Y así, abatida, me encaminé a las siete hacia Irpavi para encontrarme con mi mejor amiga, su prometido (un colombiano más bueno que el pan y además chistosísimo) y mi prima. Se pidieron comida y entramos a la sala. El novio de mi mejor amiga nunca había ido a una sala VIP y se puso a jugar con la silla reclinable y yo lo jodía con que era un campesino. Nos reímos hasta que se apagaron las luces, nos acomodamos y nos quedamos un poco confundidas con mi prima porque en los próximos estrenos solo salieron películas animadas para niños. Con este tonito burlón y con los restos de la nostalgiangustia en el pecho, comenzó la película.
Y qué película. De nuevo me tocó terminar llorando, pero más, porque ésta sí era una historia triste. Pero no de esa tristeza que se siente en el pecho, como cuando te acuerdas de alguien que has perdido, sino que es una tristeza que se siente en la parte media de la espalda y va subiendo y creciendo y como que te abraza y sigue creciendo hasta que te cubre por completo y se mezcla con todas las otras emociones que estás sintiendo en ese momento y ya no es tristeza, es otra cosa que todavía no tiene nombre.
La película no trata de “un hombre con obesidad mórbida que quiere reconectar con su hija”. Trata de Charlie, un hombre con obesidad mórbida que está con una depresión horrorosa por haber perdido a su pareja, por la cual había dejado a su esposa y su hija, ocho años antes. Un hombre que no tiene una gota de odio hacia el mundo, pero sí tiene un mar entero de odio a sí mismo. Optimista desde sus entrañas, pero derrotado, ha dejado que su cuerpo se convierta en su prisión y su castigo, tanta carne que hace que su presión se dispare por los cielos y no pueda hacerse ni una paja en paz.

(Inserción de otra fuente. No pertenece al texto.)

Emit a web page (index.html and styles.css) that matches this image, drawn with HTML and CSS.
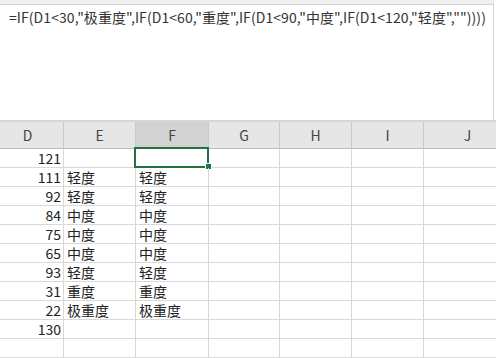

Pero a pesar de pensarse como una persona grotesca, la gente que lo conocía quería sentirlo cerca y de ninguna manera quería perderlo. Vivió su verdad unos años hasta que se fue escondiendo en dos pizzas cada noche y pliegues de carne y grasa. Al final, les pide a sus estudiantes que escriban algo sincero, y me gustaría pensar que todo este mejunje de cosas que me pasaron antes, durante y después de la película le hubieran gustado a Charlie, quien me pareció la mezcolanza entre un personaje cínico, Rust, que piensa que la vida, como el humano, no deberían ser, que predica que como especie somos una creación antinatural, mezclado con el deseo de Faustino que, como la mayoría de los artistas, desean perdurar, nunca morir esa doble muerte del artista, una cuando dejas de amar lo que haces y otra cuando tu cuerpo ya no da más.
Con la de él, Charlie, en The Whale, que, cuando piensa que ya no le queda nada, y se aprisiona en su propio cuerpo, camina, a tientas, pero camina, hacia su propia muerte. Y qué jodido ser este saco de carne, pero al mismo tiempo, ser tanto, tanto más.